Co-design of the OrbIT ‘Serious Games’ system – you had your say and made our day!
By Associate Professor Lyndsey Collins-Praino and Dr David Hobbs (pictured)
Cognitive impairment is a common symptom of Parkinson’s disease, affecting approximately one-quarter of even newly diagnosed people.
These cognitive changes can make managing certain everyday activities, such as remembering to take medication on time or managing finances, difficult.
Cognitive training (CT), which involves repetitively training specific cognitive skills, may prove helpful. To date, however, evidence of benefit for Parkinson’s is mixed. This discrepancy may be the result of the methods traditionally used to deliver CT, including pen-and-paper or a traditional computer, which may be limited by motor impairment.
In support of this, previous studies report that about 80% of computer users with Parkinson’s have difficulty using the device, and almost half struggle to use a standard mouse.

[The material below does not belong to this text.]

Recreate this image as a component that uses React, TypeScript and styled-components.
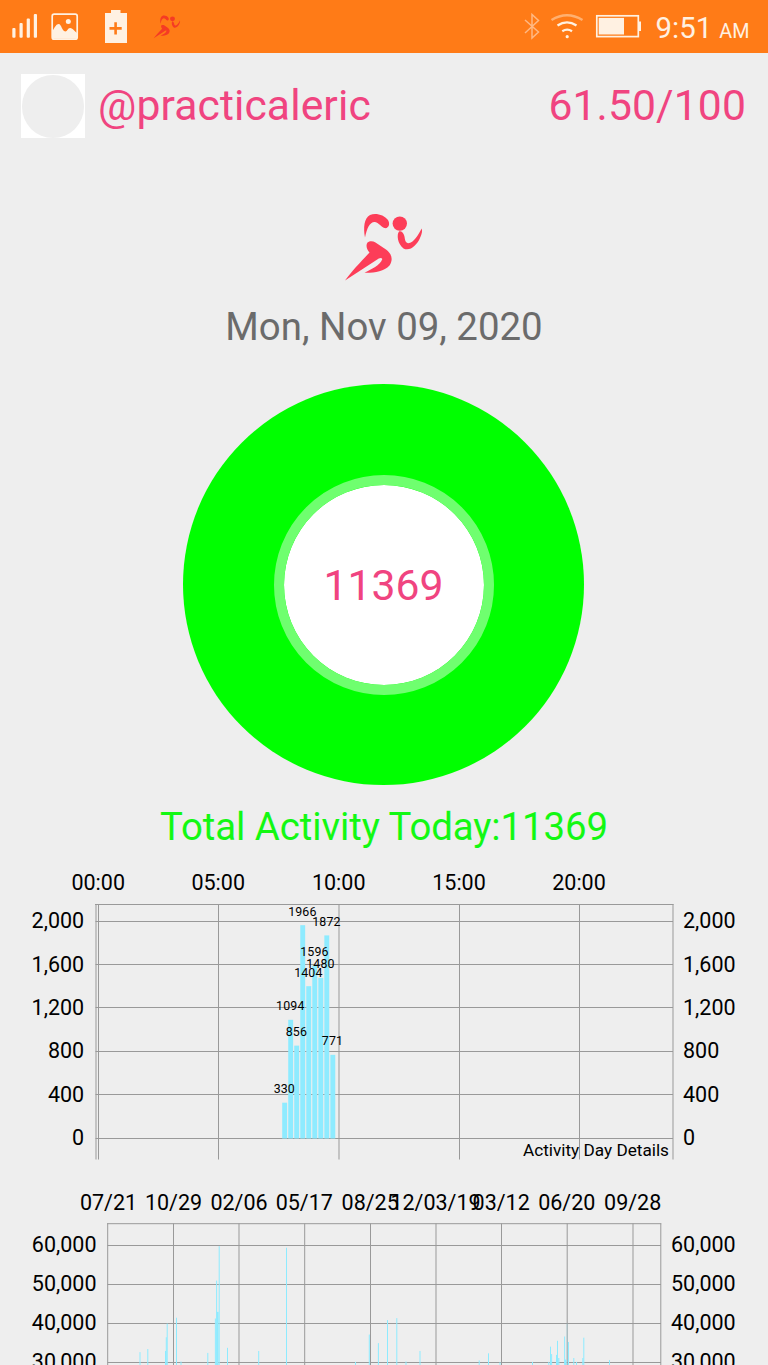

The apathy that affects up to 40% of people with Parkinson’s may also influence ability to fully engage with the CT program.
Working together, we can find a better way forward. Using the well-loved ‘Orby’ controller, coupled with an entertaining suite of video games, custom-designed to target the cognitive changes known to occur in Parkinson’s, we have developed a unique CT program called the OrbIT.
In order to ensure that the system was optimised for use with people with Parkinson’s, we conducted a co-design trial at the end of 2020.
As part of this process, 13 people generously gave their time to test the system. After three sessions, they provided extensive feedback that helped us to significantly improve both the controller and the games.
Improvements made include changing the controller setup and responsiveness, clearer instructions, optimising task difficulty, and redesigning certain games. After incorporating these changes, individuals were invited back to assess their thoughts. Excitingly, 100% of people reported their concerns had been addressed, with changes to the controller scored 7.64/10 and changes to the games scored 7.91/10. Overall, people indicated that they really enjoyed the system (8.18/10). These results were recently presented at the Australian Dementia Forum, and a paper is currently in preparation for publication.
Importantly, this process highlights the importance of co-design. When stakeholders and researchers work together, it leads to better outcomes for all. Had we simply conducted a trial, we may have mistakenly concluded that the OrbIT system lacked benefit, when really it just wasn’t optimised for people with Parkinson’s!
Now, we can move forward with confidence that we are testing the OrbIT’s full potential. Given the positive perception and enjoyment noted in the co-design, we hope that its interactive and targeted nature will lead to high levels of compliance and significant benefit for cognitive function in Parkinson’s.